Tuesday, June 22, 2004

Helping out Ms. Dowd

I read Maureen Dowd's column routinely, but this edit of her latest was a useful exercise, worthy of reprinting.


Because They Could
By Maureen Dowd

In his "60 Minutes" interview, Bill Clinton calls his intern idyll "a terrible moral error," illuminating "the darkest part of his inner life." Not to mention the hardest part on his back since, astonishingly, he says he spent months sleeping on the couch. (Was the Lincoln bedroom always occupied by donors?)

"I did something for the worst possible reason," he told Dan Rather about his march of folly with Monica. "Just because I could. I think that's just about the most morally indefensible reason anybody could have for doing anything."

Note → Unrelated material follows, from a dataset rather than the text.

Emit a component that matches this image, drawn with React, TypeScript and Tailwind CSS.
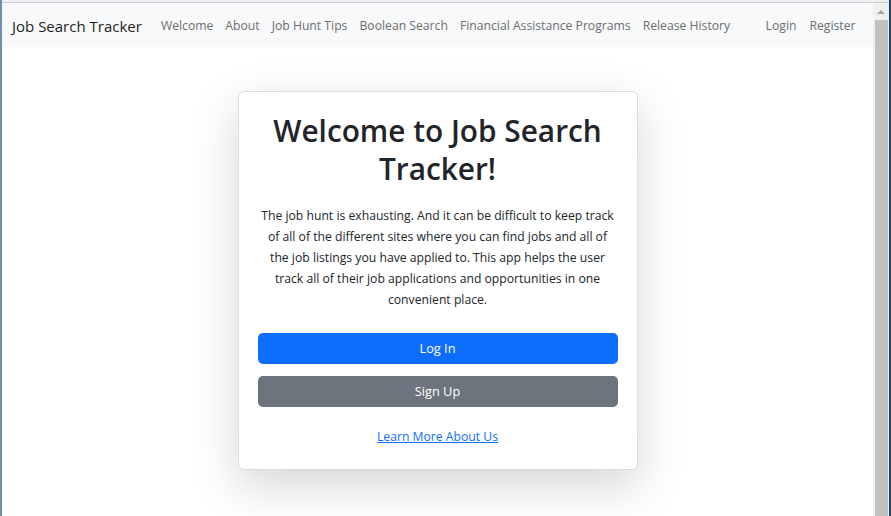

Just because he could. What a world of meaning is packed into that simple phrase. His "could" reflects a selfish "Who's gonna stop me?" power move, stemming from a droit du seigneur attitude, as opposed to "should," signifying obligation, or "must," indicating compulsion.

The former president engaged in a relationship of choice, not necessity.

As a friend of mine explains: "It's a guy thing. We're not likely to get up off the couch if we don't have to. We might cheat with a chick who just happens to be there if we feel we could get away with it."

In his memoirs, Mr. Clinton complains about Republican droit du seigneur, writing that impeachment was driven neither by "morality" nor "the rule of law" but, as Newt Gingrich said: "Because we can."

The Clinton alpha instinct on Monica, fueled by a heady cocktail of testosterone and opportunism, was the same one that led W. into his march of folly with Iraq. After 9/11, the president, vice president and secretary of defense wanted to go to the Middle East and knock the stuffing out of somebody bad - because it would feel good, because it would put our enemies on notice, and because it would make the president look strong.

The folks at 1600 Pennsylvania didn't have Osama's address. They couldn't go after Iran or North Korea because those countries could defend themselves and retaliate, maybe with nukes. They couldn't invade Pakistan or Saudi Arabia because they're our "allies." But the Bush team knew that it wouldn't be hard to get rid of the second-rate dictator and romance novelist who posed no real threat.

They went after Saddam just because they could. Last week, the 9/11 commission debunked the White House attempt to suggest an axis of evil between Saddam and Osama.

Like Mr. Clinton, the president engaged in an enterprise of choice, not necessity. John Kerry's biggest applause line now is: "The United States should never go to war because we want to. We should only go to war because we have to."

Huffing and puffing Dick Cheney comes across as barking mad when he keeps lassoing Saddam and Al Qaeda. Tricky Dick may actually believe in his concocted connection, but he must also realize that the administration can't lose the terrorist-linkage argument for war, having already lost the W.M.D. argument .

If our leaders didn't lead us there, why did 69 percent of Americans, in a Washington Post poll last September, believe that Saddam was involved in the attacks? And a University of Maryland study last October showed that 80 percent of those who mostly watched Fox believed at least one of three misconceptions: that W.M.D. had been found; that Al Qaeda and Iraq were tied; or that the world had approved of U.S. intervention in Iraq.

Osama, suffering from what one C.I.A. shrink termed "a narcissistic explosion," also struck America because he could. It was a jihad of choice, not necessity.

Thursday's 9/11 commission report cited the dissent among Al Qaeda leaders who were worried about Pakistan's reaction or U.S. retaliation. Osama overruled the doubters, arguing that it would reap a bonanza in Al Qaeda fund-raising and recruiting.

So far, partly because of the Bush crowd's solipsistic fixation on Saddam, Osama has gotten away with his heinous power play - and reaped a bonanza in recruiting.

Mr. Clinton, though he was vilified by the right, tittered at by the world and dolled up in pink-and-black suede shoes as a toddler by his mom, is selling a zillion books.

As Republicans keep saying, with fingers crossed, W. has stayed even with John Kerry despite the litany on Iraq, terrorism and domestic affairs that has turned out quite differently than promised.

But one thing you can say for Bill Clinton: His "Who's gonna stop me?" Oval Office power surge produced a much lower body count.